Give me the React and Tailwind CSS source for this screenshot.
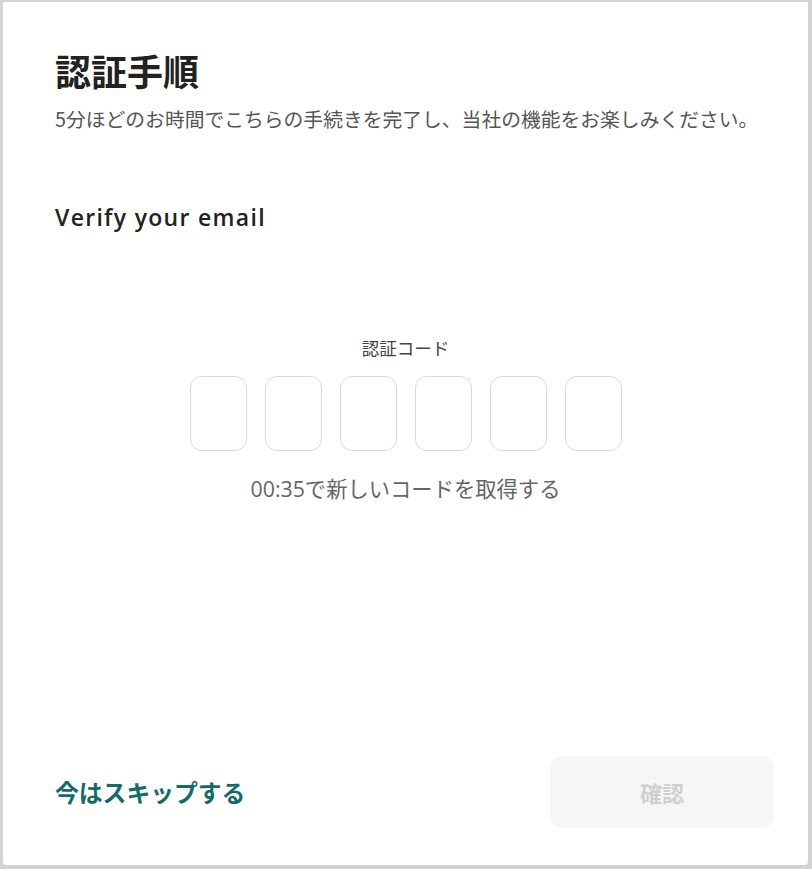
import React from 'react';

const jp = { fontFamily: '"Noto Sans CJK JP", sans-serif' };
const latin = { fontFamily: '"Open Sans", "Noto Sans CJK JP", sans-serif' };

const CodeBox = () => (
    <input
        type="text"
        maxLength={1}
        className="w-[57px] h-[75px] rounded-[12px] border border-[#d9d9d9] bg-white text-center text-2xl outline-none"
    />
);

export default function App() {
    return (
        <div className="w-[812px] h-[869px] bg-[#d3d3d3] pt-[2px] pl-[3px]">
            <div
                className="w-[805px] h-[863px] bg-white rounded-b-[4px] flex flex-col pt-[46px] pl-[52px] pr-[34px] pb-[37px]"
                style={jp}
            >
                <h1 className="text-[36px] leading-[44px] font-bold text-[#222]">認証手順</h1>
                <p className="mt-[13px] text-[19.8px] leading-[28px] text-[#555] whitespace-nowrap">
                    5分ほどのお時間でこちらの手続きを完了し、当社の機能をお楽しみください。
                </p>

                <h2 className="mt-[70px] text-[23px] leading-[28px] font-semibold tracking-[1.3px] text-[#222]" style={latin}>
                    Verify your email
                </h2>

                <div className="mt-[105px] flex flex-col items-center pr-[18px]">
                    <div className="text-[17.5px] leading-[24px] text-[#444]">認証コード</div>
                    <div className="mt-[16px] flex gap-[18px]">
                        {[0, 1, 2, 3, 4, 5].map(i => <CodeBox key={i} />)}
                    </div>
                    <div className="mt-[24px] text-[21.3px] leading-[28px] text-[#666]" style={latin}>
                        00:35で新しいコードを取得する
                    </div>
                </div>

                <div className="mt-auto flex items-center justify-between">
                    <button className="text-[23.8px] font-bold text-[#136b69]">今はスキップする</button>
                    <button
                        disabled
                        className="w-[224px] h-[72px] rounded-[12px] bg-[#f5f6f8] text-[22px] font-bold text-[#cfcfcf]"
                    >
                        確認
                    </button>
                </div>
            </div>
        </div>
    );
}
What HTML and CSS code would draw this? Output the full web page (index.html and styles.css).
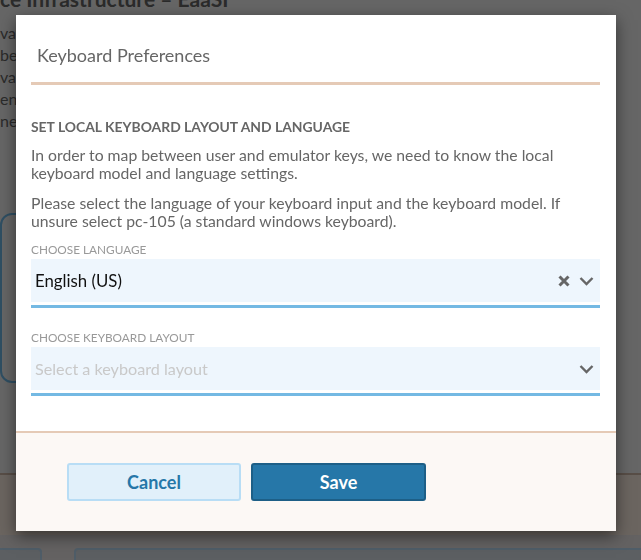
^^^^^^^^^^^^^^^^
• SET TASK:
Print the complete listing exactly as it stands, without its pictures.

• SOLVED PROBLEM:
Give me the React and Tailwind CSS source for this screenshot.
import React from 'react';

const jp = { fontFamily: '"Noto Sans CJK JP", sans-serif' };
const latin = { fontFamily: '"Open Sans", "Noto Sans CJK JP", sans-serif' };

const CodeBox = () => (
    <input
        type="text"
        maxLength={1}
        className="w-[57px] h-[75px] rounded-[12px] border border-[#d9d9d9] bg-white text-center text-2xl outline-none"
    />
);

export default function App() {
    return (
        <div className="w-[812px] h-[869px] bg-[#d3d3d3] pt-[2px] pl-[3px]">
            <div
                className="w-[805px] h-[863px] bg-white rounded-b-[4px] flex flex-col pt-[46px] pl-[52px] pr-[34px] pb-[37px]"
                style={jp}
            >
                <h1 className="text-[36px] leading-[44px] font-bold text-[#222]">認証手順</h1>
                <p className="mt-[13px] text-[19.8px] leading-[28px] text-[#555] whitespace-nowrap">
                    5分ほどのお時間でこちらの手続きを完了し、当社の機能をお楽しみください。
                </p>

                <h2 className="mt-[70px] text-[23px] leading-[28px] font-semibold tracking-[1.3px] text-[#222]" style={latin}>
                    Verify your email
                </h2>

                <div className="mt-[105px] flex flex-col items-center pr-[18px]">
                    <div className="text-[17.5px] leading-[24px] text-[#444]">認証コード</div>
                    <div className="mt-[16px] flex gap-[18px]">
                        {[0, 1, 2, 3, 4, 5].map(i => <CodeBox key={i} />)}
                    </div>
                    <div className="mt-[24px] text-[21.3px] leading-[28px] text-[#666]" style={latin}>
                        00:35で新しいコードを取得する
                    </div>
                </div>

                <div className="mt-auto flex items-center justify-between">
                    <button className="text-[23.8px] font-bold text-[#136b69]">今はスキップする</button>
                    <button
                        disabled
                        className="w-[224px] h-[72px] rounded-[12px] bg-[#f5f6f8] text-[22px] font-bold text-[#cfcfcf]"
                    >
                        確認
                    </button>
                </div>
            </div>
        </div>
    );
}
What HTML and CSS code would draw this? Output the full web page (index.html and styles.css).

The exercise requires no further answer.